1911 Encyclopædia Britannica/Hiung-nu
HIUNG-NU, Hiong-nu, Heung-nu, a people who about the end of the 3rd century B.C. formed, according to Chinese records, a powerful empire from the Great Wall of China to the Caspian. Their ethnical affinities have been much discussed; but it is most probable that they were of the Turki stock, as were the Huns, their later western representatives. They are the first Turkish people mentioned by the Chinese. A theory which seems plausible is that which assumes them to have been a heterogenous collection of Mongol, Tungus, Turki and perhaps even Finnish hordes under a Mongol military caste, though the Mongolo-Tungus element probably predominated. Towards the close of the 1st century of the Christian era the Hiung-nu empire broke up. Their subsequent history is obscure. Some of them seem to have gone westward and settled on the Ural river.
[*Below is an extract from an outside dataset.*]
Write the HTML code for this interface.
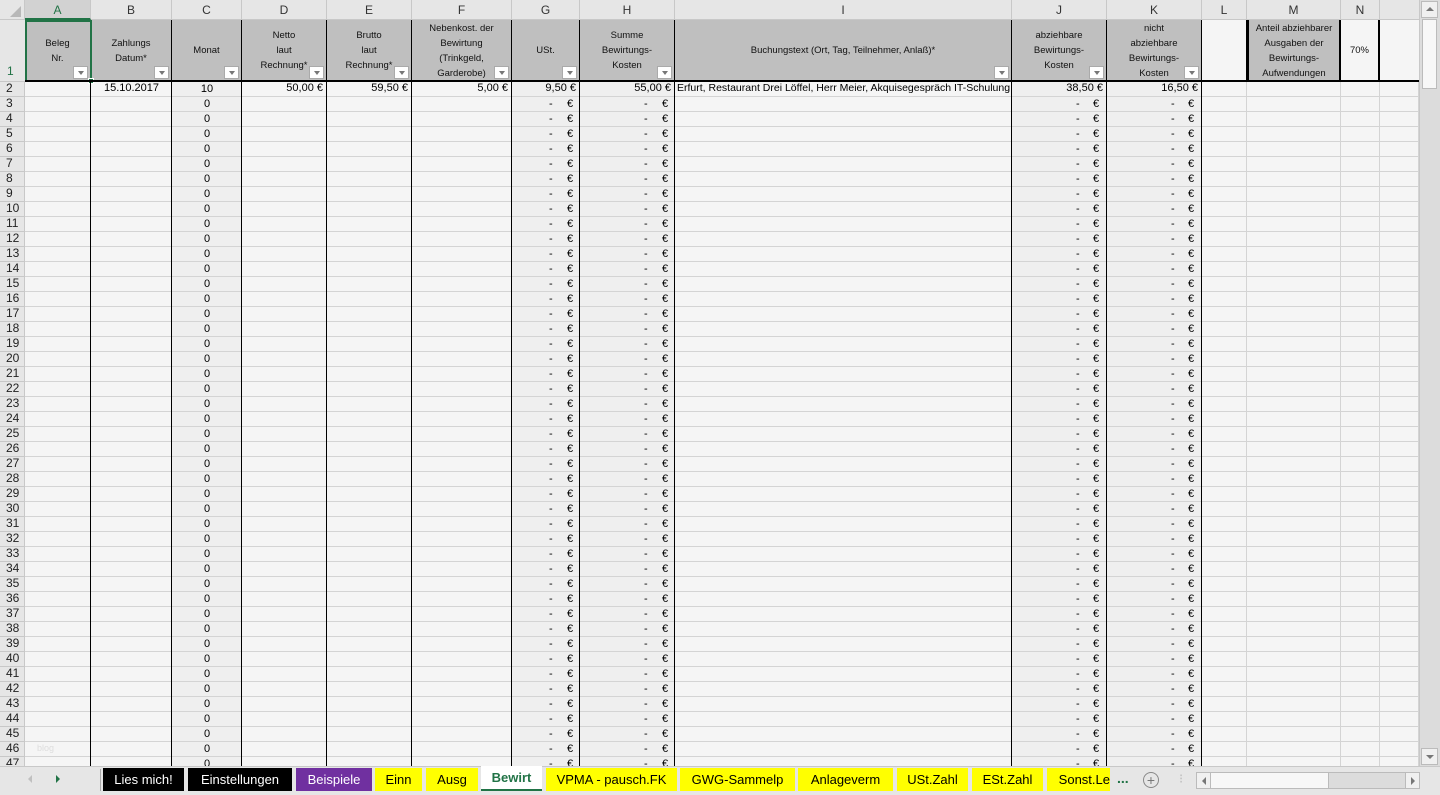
<!DOCTYPE html>
<html><head><meta charset="utf-8">
<style>
*{margin:0;padding:0;box-sizing:border-box}
body{width:1440px;height:795px;overflow:hidden;background:#f5f5f5;font-family:"Liberation Sans",sans-serif;font-size:11px;color:#000;position:relative}
.a{position:absolute}
.ch{top:0;height:20px;background:#e6e6e6;border-right:1px solid #c8c8c8;border-bottom:1px solid #c8c8c8;text-align:center;line-height:20px;font-size:12px;color:#333}
.h1{top:20px;height:61px;background:#bfbfbf;border-right:1px solid #000;display:flex;align-items:center;justify-content:center;text-align:center;font-size:9.5px;line-height:15px;color:#111}
.fb{position:absolute;right:2px;bottom:2px;width:15px;height:13px;background:#fff;border:1px solid #aaa}
.fb:after{content:"";position:absolute;left:4px;top:4px;border-left:3px solid transparent;border-right:3px solid transparent;border-top:4px solid #777}
.col{top:82px;height:684px;line-height:15px;white-space:pre;font-size:11px;overflow:hidden}
.vl{top:20px;height:746px;width:1px;background:#000}
.gl{top:20px;height:746px;width:1px;background:#d4d4d4}
.tab{top:768px;height:23px;line-height:23px;font-size:13px;text-align:center;background:#ffff00;color:#000}
</style></head><body>
<div class="a" style="left:172px;top:82px;width:70px;height:684px;background:#efefef"></div>
<div class="a" style="left:512px;top:82px;width:163px;height:684px;background:#efefef"></div>
<div class="a" style="left:1012px;top:82px;width:190px;height:684px;background:#efefef"></div>
<div class="a" style="left:25px;top:82px;width:1395px;height:684px;background:repeating-linear-gradient(to bottom,transparent 0 14px,#d4d4d4 14px 15px)"></div>
<div class="a" style="left:0;top:0;width:25px;height:766px;background:repeating-linear-gradient(to bottom,#e6e6e6 0 14px,#c8c8c8 14px 15px);background-position:0 82px;border-right:1px solid #c8c8c8"></div>
<div class="a" style="left:0;top:20px;width:25px;height:62px;background:#e6e6e6;border-bottom:1px solid #c8c8c8"></div>
<div class="a" style="left:0;top:0;width:25px;height:20px;background:#e6e6e6;border-right:1px solid #c8c8c8;border-bottom:1px solid #c8c8c8"></div>
<div class="a" style="left:10px;top:6px;width:0;height:0;border-left:11px solid transparent;border-bottom:11px solid #b8b8b8"></div>
<div class="a" style="left:7px;top:64px;font-size:12px;color:#217346">1</div>
<div class="a col" style="left:6px;width:19px;font-size:12px;color:#222;line-height:15px;top:81px">2
3
4
5
6
7
8
9
10
11
12
13
14
15
16
17
18
19
20
21
22
23
24
25
26
27
28
29
30
31
32
33
34
35
36
37
38
39
40
41
42
43
44
45
46
47</div>
<div class="a ch" style="left:25px;width:66px;background:#d2d2d2;color:#217346;border-bottom:2px solid #217346">A</div>
<div class="a ch" style="left:91px;width:81px">B</div>
<div class="a ch" style="left:172px;width:70px">C</div>
<div class="a ch" style="left:242px;width:85px">D</div>
<div class="a ch" style="left:327px;width:85px">E</div>
<div class="a ch" style="left:412px;width:100px">F</div>
<div class="a ch" style="left:512px;width:68px">G</div>
<div class="a ch" style="left:580px;width:95px">H</div>
<div class="a ch" style="left:675px;width:337px">I</div>
<div class="a ch" style="left:1012px;width:95px">J</div>
<div class="a ch" style="left:1107px;width:95px">K</div>
<div class="a ch" style="left:1202px;width:45px">L</div>
<div class="a ch" style="left:1247px;width:94px">M</div>
<div class="a ch" style="left:1341px;width:39px">N</div>
<div class="a ch" style="left:1380px;width:40px">&nbsp;</div>
<div class="a h1" style="left:25px;width:66px">Beleg<br>Nr.<span class="fb"></span></div>
<div class="a h1" style="left:91px;width:81px">Zahlungs<br>Datum*<span class="fb"></span></div>
<div class="a h1" style="left:172px;width:70px">Monat<span class="fb"></span></div>
<div class="a h1" style="left:242px;width:85px">Netto<br>laut<br>Rechnung*<span class="fb"></span></div>
<div class="a h1" style="left:327px;width:85px">Brutto<br>laut<br>Rechnung*<span class="fb"></span></div>
<div class="a h1" style="left:412px;width:100px">Nebenkost. der<br>Bewirtung<br>(Trinkgeld,<br>Garderobe)<span class="fb"></span></div>
<div class="a h1" style="left:512px;width:68px">USt.<span class="fb"></span></div>
<div class="a h1" style="left:580px;width:95px">Summe<br>Bewirtungs-<br>Kosten<span class="fb"></span></div>
<div class="a h1" style="left:675px;width:337px">Buchungstext (Ort, Tag, Teilnehmer, Anlaß)*<span class="fb"></span></div>
<div class="a h1" style="left:1012px;width:95px">abziehbare<br>Bewirtungs-<br>Kosten<span class="fb"></span></div>
<div class="a h1" style="left:1107px;width:95px">nicht<br>abziehbare<br>Bewirtungs-<br>Kosten<span class="fb"></span></div>
<div class="a h1" style="left:1202px;width:45px;background:#f5f5f5"></div>
<div class="a h1" style="left:1247px;width:94px;border-left:2px solid #000;border-right:2px solid #000">Anteil abziehbarer<br>Ausgaben der<br>Bewirtungs-<br>Aufwendungen</div>
<div class="a h1" style="left:1341px;width:39px;background:#f5f5f5;border-right:2px solid #000">70%</div>
<div class="a h1" style="left:1380px;width:40px;background:#f5f5f5;border-right:none"></div>
<div class="a" style="left:25px;top:20px;width:67px;height:62px;border:2px solid #217346"></div>
<div class="a" style="left:88px;top:78px;width:6px;height:6px;background:#217346;border:1px solid #fff"></div>
<div class="a" style="left:25px;top:80px;width:1395px;height:2px;background:#000"></div>
<div class="a vl" style="left:90px;top:82px;height:684px"></div>
<div class="a vl" style="left:171px;top:82px;height:684px"></div>
<div class="a vl" style="left:241px;top:82px;height:684px"></div>
<div class="a vl" style="left:326px;top:82px;height:684px"></div>
<div class="a vl" style="left:411px;top:82px;height:684px"></div>
<div class="a vl" style="left:511px;top:82px;height:684px"></div>
<div class="a vl" style="left:579px;top:82px;height:684px"></div>
<div class="a vl" style="left:674px;top:82px;height:684px"></div>
<div class="a vl" style="left:1011px;top:82px;height:684px"></div>
<div class="a vl" style="left:1106px;top:82px;height:684px"></div>
<div class="a vl" style="left:1201px;top:82px;height:684px"></div>
<div class="a gl" style="left:1246px;top:82px;height:684px"></div>
<div class="a gl" style="left:1340px;top:82px;height:684px"></div>
<div class="a gl" style="left:1379px;top:82px;height:684px"></div>
<div class="a gl" style="left:1418px;top:82px;height:684px"></div>
<div class="a" style="left:91px;top:82px;width:81px;text-align:center">15.10.2017</div>
<div class="a" style="left:242px;top:82px;width:81px;text-align:right">50,00 €</div>
<div class="a" style="left:327px;top:82px;width:81px;text-align:right">59,50 €</div>
<div class="a" style="left:412px;top:82px;width:96px;text-align:right">5,00 €</div>
<div class="a" style="left:512px;top:82px;width:64px;text-align:right">9,50 €</div>
<div class="a" style="left:580px;top:82px;width:91px;text-align:right">55,00 €</div>
<div class="a" style="left:677px;top:82px;width:334px;white-space:nowrap;font-size:10.5px">Erfurt, Restaurant Drei Löffel, Herr Meier, Akquisegespräch IT-Schulung</div>
<div class="a" style="left:1012px;top:82px;width:91px;text-align:right">38,50 €</div>
<div class="a" style="left:1107px;top:82px;width:91px;text-align:right">16,50 €</div>
<div class="a" style="left:37px;top:743px;color:#ddd;font-size:9px">blog</div>
<div class="a col" style="left:172px;width:70px;text-align:center;top:82px">10
0
0
0
0
0
0
0
0
0
0
0
0
0
0
0
0
0
0
0
0
0
0
0
0
0
0
0
0
0
0
0
0
0
0
0
0
0
0
0
0
0
0
0
0
0</div>
<div class="a col" style="left:549px;top:97px;width:8px">-
-
-
-
-
-
-
-
-
-
-
-
-
-
-
-
-
-
-
-
-
-
-
-
-
-
-
-
-
-
-
-
-
-
-
-
-
-
-
-
-
-
-
-
-</div>
<div class="a col" style="left:567px;top:97px;width:10px">€
€
€
€
€
€
€
€
€
€
€
€
€
€
€
€
€
€
€
€
€
€
€
€
€
€
€
€
€
€
€
€
€
€
€
€
€
€
€
€
€
€
€
€
€</div>
<div class="a col" style="left:644px;top:97px;width:8px">-
-
-
-
-
-
-
-
-
-
-
-
-
-
-
-
-
-
-
-
-
-
-
-
-
-
-
-
-
-
-
-
-
-
-
-
-
-
-
-
-
-
-
-
-</div>
<div class="a col" style="left:662px;top:97px;width:10px">€
€
€
€
€
€
€
€
€
€
€
€
€
€
€
€
€
€
€
€
€
€
€
€
€
€
€
€
€
€
€
€
€
€
€
€
€
€
€
€
€
€
€
€
€</div>
<div class="a col" style="left:1076px;top:97px;width:8px">-
-
-
-
-
-
-
-
-
-
-
-
-
-
-
-
-
-
-
-
-
-
-
-
-
-
-
-
-
-
-
-
-
-
-
-
-
-
-
-
-
-
-
-
-</div>
<div class="a col" style="left:1093px;top:97px;width:10px">€
€
€
€
€
€
€
€
€
€
€
€
€
€
€
€
€
€
€
€
€
€
€
€
€
€
€
€
€
€
€
€
€
€
€
€
€
€
€
€
€
€
€
€
€</div>
<div class="a col" style="left:1171px;top:97px;width:8px">-
-
-
-
-
-
-
-
-
-
-
-
-
-
-
-
-
-
-
-
-
-
-
-
-
-
-
-
-
-
-
-
-
-
-
-
-
-
-
-
-
-
-
-
-</div>
<div class="a col" style="left:1188px;top:97px;width:10px">€
€
€
€
€
€
€
€
€
€
€
€
€
€
€
€
€
€
€
€
€
€
€
€
€
€
€
€
€
€
€
€
€
€
€
€
€
€
€
€
€
€
€
€
€</div>
<div class="a" style="left:1419px;top:0;width:21px;height:766px;background:#dcdcdc;border-left:1px solid #c8c8c8"></div>
<div class="a" style="left:1421px;top:1px;width:17px;height:17px;background:#f0f0f0;border:1px solid #bbb"></div>
<div class="a" style="left:1426px;top:7px;border-left:4px solid transparent;border-right:4px solid transparent;border-bottom:4px solid #777"></div>
<div class="a" style="left:1422px;top:19px;width:15px;height:70px;background:#f7f7f7;border:1px solid #bbb"></div>
<div class="a" style="left:1421px;top:748px;width:17px;height:17px;background:#f0f0f0;border:1px solid #bbb"></div>
<div class="a" style="left:1426px;top:755px;border-left:4px solid transparent;border-right:4px solid transparent;border-top:4px solid #777"></div>
<div class="a" style="left:0;top:766px;width:1440px;height:29px;background:#e6e6e6;border-top:1px solid #c8c8c8"></div>
<div class="a" style="left:28px;top:775px;border-top:4px solid transparent;border-bottom:4px solid transparent;border-right:4px solid #c0c0c0"></div>
<div class="a" style="left:56px;top:775px;border-top:4px solid transparent;border-bottom:4px solid transparent;border-left:4px solid #217346"></div>
<div class="a" style="left:100px;top:769px;width:1px;height:22px;background:#aaa"></div>
<div class="a tab" style="left:103px;width:81px;background:#000;color:#fff">Lies mich!</div>
<div class="a tab" style="left:188px;width:104px;background:#000;color:#fff">Einstellungen</div>
<div class="a tab" style="left:296px;width:76px;background:#7030a0;color:#fff">Beispiele</div>
<div class="a tab" style="left:375px;width:47px">Einn</div>
<div class="a tab" style="left:426px;width:52px">Ausg</div>
<div class="a tab" style="left:481px;top:766px;height:25px;width:61px;background:#fff;color:#217346;font-weight:bold;border-bottom:2px solid #217346">Bewirt</div>
<div class="a tab" style="left:546px;width:131px">VPMA - pausch.FK</div>
<div class="a tab" style="left:680px;width:115px">GWG-Sammelp</div>
<div class="a tab" style="left:798px;width:95px">Anlageverm</div>
<div class="a tab" style="left:897px;width:71px">USt.Zahl</div>
<div class="a tab" style="left:972px;width:71px">ESt.Zahl</div>
<div class="a tab" style="left:1047px;width:63px;text-align:right;overflow:hidden;white-space:nowrap">Sonst.Le</div>
<div class="a" style="left:1117px;top:770px;font-size:14px;color:#217346;font-weight:bold">...</div>
<div class="a" style="left:1143px;top:772px;width:16px;height:16px;border:1px solid #888;border-radius:50%;text-align:center;line-height:14px;font-size:14px;color:#777">+</div>
<div class="a" style="left:1179px;top:771px;color:#bbb;font-size:13px">⁝</div>
<div class="a" style="left:1196px;top:772px;width:224px;height:17px;background:#dcdcdc;border:1px solid #bbb"></div>
<div class="a" style="left:1197px;top:773px;width:14px;height:15px;background:#f0f0f0;border-right:1px solid #bbb"></div>
<div class="a" style="left:1202px;top:777px;border-top:4px solid transparent;border-bottom:4px solid transparent;border-right:4px solid #777"></div>
<div class="a" style="left:1211px;top:773px;width:118px;height:15px;background:#f7f7f7;border-right:1px solid #bbb"></div>
<div class="a" style="left:1405px;top:773px;width:14px;height:15px;background:#f0f0f0;border-left:1px solid #bbb"></div>
<div class="a" style="left:1411px;top:777px;border-top:4px solid transparent;border-bottom:4px solid transparent;border-left:4px solid #777"></div>
</body></html>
These, de Guiques suggests, were the ancestors of the Huns, and many ethnologists hold that the Hiung-nu were the ancestors of the modern Turks.
See Journal Anthropological Institute for 1874; Sir H. H. Howorth, History of the Mongols (1876-1880); 6th Congress of Orientalists, Leiden, 1883 (Actes, part iv. pp. 177-195); de Guiques, Histoire générale des Huns, des Turcs, des Mongoles, et des autres Tartares occidentaux (1756-1758).